1

So I have many files to download from a server. Over 1000... So I thought I'd write a script that would do this for me that is multithreaded so that I don't have to wait for ages for it to finish. The problem is that it spits out a bunch of errors. I have searched for this but couldn't really find anything that seemed to be related to the error that I'm having as I don't print out any output in my other threads.

my plan was to have the threads chain start each other so that they don't happen to take one file twice and skip some other file.

thanks for any help!

mylist = [list of filenames in here]

mycount = 0

def download():
    global mycount
    url = "http://myserver.com/content/files/" + mylist[mycount]
    myfile = urllib2.urlopen(url)
    with open(mylist[mycount],'wb') as output:
        output.write(myfile.read())


def chain():
    global mycount
    if mycount <= len(mylist) - 1:
        thread.start_new_thread( download, ())
        mycount = mycount + 1
        chain()

chain()
Thomja
  • 259
  • 5
  • 15
  • Can you post an error?
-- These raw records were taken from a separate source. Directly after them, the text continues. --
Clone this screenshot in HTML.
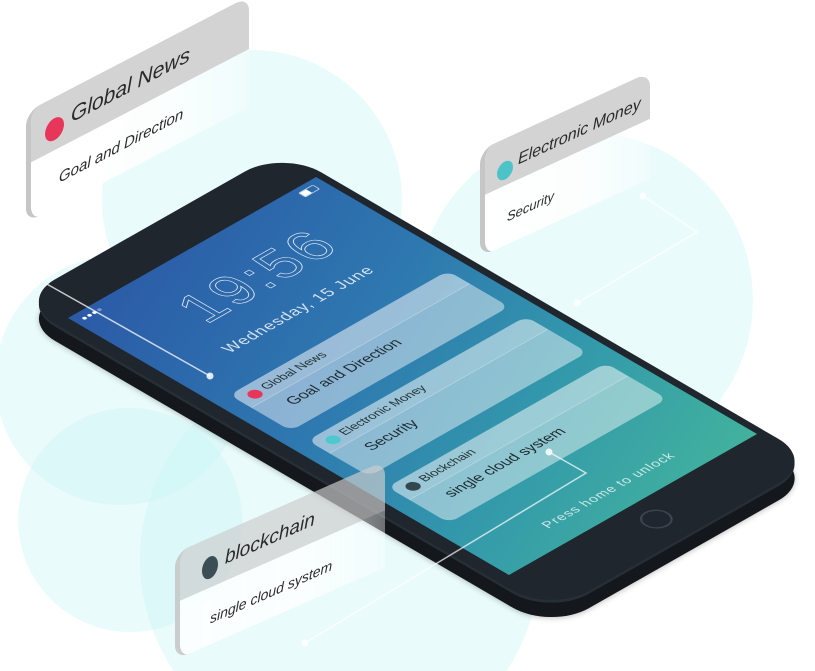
<!DOCTYPE html>
<html><head><meta charset="utf-8">
<style>
html,body{margin:0;padding:0;background:#fff;}
body{width:815px;height:671px;position:relative;overflow:hidden;font-family:"Liberation Sans",sans-serif;}
#wrap{position:absolute;left:0;top:0;width:815px;height:671px;overflow:hidden;}
.abs{position:absolute;left:0;top:0;transform-origin:0 0;}
.ph{width:300px;height:530px;transform:matrix(0.827,-0.47,0.832,0.485,68,318);}
.body{position:absolute;left:-14px;top:-48px;width:322px;height:642px;border-radius:46px;background:#1f262d;box-shadow:-3px 3px 0 #262e36,-18px 18px 0 #14181c,-19px 19px 6px rgba(0,0,0,.25);}
.scr{position:absolute;left:0;top:0;width:300px;height:530px;background:linear-gradient(155deg,#2b5aa7 0%,#2e78b0 40%,#3399ab 70%,#42b29d 100%);overflow:hidden;}
.time{position:absolute;left:60px;top:34px;width:200px;text-align:center;font-size:60px;color:transparent;-webkit-text-stroke:0.8px rgba(255,255,255,.85);letter-spacing:3px;}
.date{position:absolute;left:40px;top:118px;width:220px;text-align:center;font-size:17px;color:rgba(255,255,255,.8);letter-spacing:1px;}
.nc{position:absolute;left:18px;width:264px;height:74px;border-radius:10px;background:rgba(255,255,255,.45);overflow:hidden;}
.nc .h{position:absolute;left:0;top:0;width:100%;height:26px;background:rgba(255,255,255,.12);border-bottom:1px solid rgba(255,255,255,.25);}
.nc .d{position:absolute;left:10px;top:8px;width:13px;height:13px;border-radius:50%;}
.nc .t{position:absolute;left:28px;top:5px;font-size:13px;color:#233;}
.nc .b{position:absolute;left:28px;top:36px;font-size:16px;color:#1d2a30;}
.home{position:absolute;left:135px;top:545px;width:24px;height:24px;border:2px solid #3a4550;border-radius:50%;}
.unlock{position:absolute;left:50px;top:492px;width:200px;text-align:center;font-size:14px;color:rgba(255,255,255,.75);letter-spacing:1px;}
.fc{position:absolute;left:0;top:0;transform-origin:0 0;}
.fc .card{position:absolute;left:0;top:0;border-radius:14px 14px 0 14px;border-left:5px solid #c6c6c6;overflow:hidden;}
.fc .hd{position:absolute;left:0;top:0;width:100%;background:#d3d3d3;}
.fc .bd{position:absolute;left:0;width:100%;bottom:0;background:linear-gradient(90deg,#fff 0%,rgba(255,255,255,.85) 60%,rgba(255,255,255,.3) 100%);}
.fc .dot{position:absolute;border-radius:50%;}
.fc .tt{position:absolute;color:#2a2a2a;font-style:italic;white-space:nowrap;line-height:1;}
</style></head><body><div id="wrap">
<svg class="abs" width="815" height="671">
 <g fill="#c8f4f4" fill-opacity=".4">
  <circle cx="252" cy="200" r="150"/>
  <circle cx="585" cy="300" r="168"/>
  <circle cx="120" cy="380" r="125"/>
  <circle cx="130" cy="520" r="112"/>
  <circle cx="340" cy="560" r="200"/>
 </g>
</svg>

<div class="fc" style="transform:matrix(1,-0.52,0,1,26,112)">
 <div class="card" style="width:218px;height:111px;">
  <div class="bd" style="height:58px;"></div>
  <div class="hd" style="height:53px;"></div>
 </div>
 <div class="dot" style="left:19px;top:21px;width:19px;height:22px;background:#e8365a;"></div>
 <div class="tt" style="left:45px;top:17px;font-size:21px;">Global News</div>
 <div class="tt" style="left:33px;top:76px;font-size:15px;">Goal and Direction</div>
</div>

<div class="fc" style="transform:matrix(1,-0.46,0,1,480,150)">
 <div class="card" style="width:165px;height:107px;">
  <div class="bd" style="height:60px;"></div>
  <div class="hd" style="height:47px;"></div>
 </div>
 <div class="dot" style="left:17px;top:23px;width:16px;height:18px;background:#4dc3c9;"></div>
 <div class="tt" style="left:38px;top:20px;font-size:16px;">Electronic Money</div>
 <div class="tt" style="left:27px;top:73px;font-size:13px;">Security</div>
</div>

<div class="abs ph">
 <div class="body"></div>
 <div class="scr">
  <div style="position:absolute;left:8px;top:8px;width:4px;height:4px;border-radius:50%;background:#fff;box-shadow:6px 0 #fff,12px 0 #fff,18px 0 rgba(255,255,255,.4);"></div>
  <div style="position:absolute;left:272px;top:6px;width:16px;height:7px;border:1px solid rgba(255,255,255,.7);border-radius:2px;"><div style="width:8px;height:7px;background:#fff;"></div></div>
  <div class="time">19:56</div>
  <div class="date">Wednesday, 15 June</div>
  <div class="nc" style="top:176px;"><div class="h"></div><div class="d" style="background:#e8365a"></div><div class="t">Global News</div><div class="b">Goal and Direction</div></div>
  <div class="nc" style="top:270px;"><div class="h"></div><div class="d" style="background:#4dc8cf"></div><div class="t">Electronic Money</div><div class="b">Security</div></div>
  <div class="nc" style="top:366px;"><div class="h"></div><div class="d" style="background:#34474f"></div><div class="t">Blockchain</div><div class="b">single cloud system</div></div>
  <div class="unlock">Press home to unlock</div>
 </div>
 <div class="home"></div>
</div>

<svg class="abs" width="815" height="671">
 <g stroke="rgba(255,255,255,.75)" stroke-width="1.5" fill="none">
  <polyline points="45,283 210,376"/>
  <polyline points="549,452 586,473 305,643" stroke="rgba(255,255,255,.7)"/>
  <polyline points="643,196 697,232 577,303" stroke="rgba(255,255,255,.8)"/>
 </g>
 <g fill="rgba(255,255,255,.85)">
  <circle cx="210" cy="376" r="3.5"/>
  <circle cx="549" cy="452" r="3.5"/>
  <circle cx="305" cy="643" r="3.5"/>
  <circle cx="643" cy="196" r="3.5"/>
  <circle cx="577" cy="303" r="3.5"/>
 </g>
</svg>

<div class="fc" style="transform:matrix(1,-0.44,0,1,175,553)">
 <div class="card" style="width:205px;height:107px;opacity:.85;">
  <div class="bd" style="height:57px;background:linear-gradient(90deg,#fff 0%,rgba(255,255,255,.9) 60%,rgba(255,255,255,.45) 100%);"></div>
  <div class="hd" style="height:50px;background:rgba(205,205,205,.8);"></div>
 </div>
 <div class="dot" style="left:27px;top:19px;width:16px;height:22px;background:#3b4d55;"></div>
 <div class="tt" style="left:50px;top:18px;font-size:19px;">blockchain</div>
 <div class="tt" style="left:35px;top:74px;font-size:14px;">single cloud system</div>
</div>
</div></body></html>
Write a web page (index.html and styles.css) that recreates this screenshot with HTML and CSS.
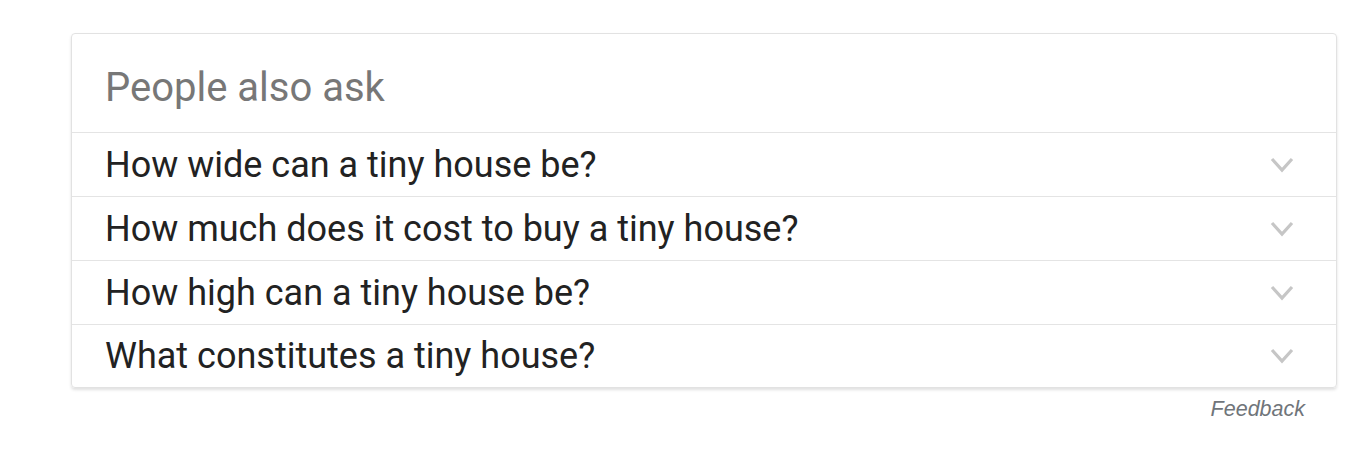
FILE: index.html
```html
<!DOCTYPE html>
<html>
<head>
<meta charset="utf-8">
<link rel="stylesheet" href="styles.css">
</head>
<body>
<div class="wrap">
  <div class="card">
    <div class="head">People also ask</div>
    <div class="row"><span class="q">How wide can a tiny house be?</span><svg class="chev" width="24" height="16" viewBox="0 0 24 16"><path d="M2 2 L12 13 L22 2" fill="none" stroke="#c6c6c6" stroke-width="3.2"/></svg></div>
    <div class="row"><span class="q">How much does it cost to buy a tiny house?</span><svg class="chev" width="24" height="16" viewBox="0 0 24 16"><path d="M2 2 L12 13 L22 2" fill="none" stroke="#c6c6c6" stroke-width="3.2"/></svg></div>
    <div class="row"><span class="q">How high can a tiny house be?</span><svg class="chev" width="24" height="16" viewBox="0 0 24 16"><path d="M2 2 L12 13 L22 2" fill="none" stroke="#c6c6c6" stroke-width="3.2"/></svg></div>
    <div class="row"><span class="q">What constitutes a tiny house?</span><svg class="chev" width="24" height="16" viewBox="0 0 24 16"><path d="M2 2 L12 13 L22 2" fill="none" stroke="#c6c6c6" stroke-width="3.2"/></svg></div>
  </div>
  <div class="feedback">Feedback</div>
</div>
</body>
</html>
```
FILE: styles.css
```css
html, body { margin: 0; padding: 0; background: #fff; }
.wrap { padding: 33px 0 0 71px; width: 1266px; }
.card {
  border: 1px solid #e2e2e2;
  border-radius: 4px;
  box-shadow: 0 2px 3px rgba(0,0,0,0.12);
  font-family: Roboto, "Liberation Sans", sans-serif;
}
.head {
  height: 98px;
  box-sizing: border-box;
  padding: 30px 0 0 33px;
  font-size: 40px;
  line-height: 48px;
  color: #777;
}
.row {
  height: 64px;
  box-sizing: border-box;
  border-top: 1px solid #e4e4e4;
  display: flex;
  align-items: center;
  justify-content: space-between;
  padding: 0 42px 0 33px;
  font-size: 36px;
  color: #222;
}
.row:last-child { height: 63px; }
.q { line-height: 40px; }
.chev { display: block; }
.feedback {
  text-align: right;
  padding-right: 32px;
  margin-top: 9px;
  font-family: "Liberation Sans", Arial, sans-serif;
  font-style: italic;
  font-size: 21.5px;
  color: #70757a;
}
```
Python recursion depth may be 1000. Put the thread generator in a for loop instead. – tdelaney Aug 14 '16 at 14:51
  • Btw your code still won't work. By the time the thread runs the master thread will have incremented mycount many times. You should pass the file name to be processed to the thread. Consider using a thread pool instead. – tdelaney Aug 14 '16 at 14:56
  • @tdelaney Thanks, will change to a for loop and try, also here's the error: http://puu.sh/qB2IW/42b809c5de.png You mean as a tuple variable argument for the thread start function? Also I have never worked with thread pools before. – Thomja Aug 14 '16 at 15:09
  • Changed it to a for loop instead still didn't work, command line spits out the same messages: http://puu.sh/qB336/153b501a22.png – Thomja Aug 14 '16 at 15:13

1 Answers1

0

So I actually managed to make it work after some more googling and reading.

current code:

mycount = 0
mylistLoc = []
for index in range(len(mylist)):
    mylistLoc.append(index)

def download(mycount):
global mylistLoc
url = "http://myserver.com/content/zips/" + mylist[mycount]
try:
    myfile = urllib2.urlopen(url)
    with open(mylist[mycount],'wb') as output:
        output.write(myfile.read())
except:
    print "Could not open URL: " + url
mycount = mycount + 1
mylistLoc = [mycount]

from multiprocessing.dummy import Pool as ThreadPool 
pool = ThreadPool(50) 
pool.map(download, mylistLoc)

First of all I want to mention that the try: statement has nothing to do with the multithreading for all the newbies that may read this.

But I found this method on another stackoverflow thread that explains this a bit better.

How to use threading in Python?

But basically if I understand this correctly, you first import all the necessary functions with the

from multiprocessing.dummy import Pool as ThreadPool

And then you set how many threads you want active. For me 50 was good. But make sure to read up more on this as having too many can cause problems.

then the juice

pool.map(download, mylistLoc)

Basically, call pool map for every number in mylistLoc.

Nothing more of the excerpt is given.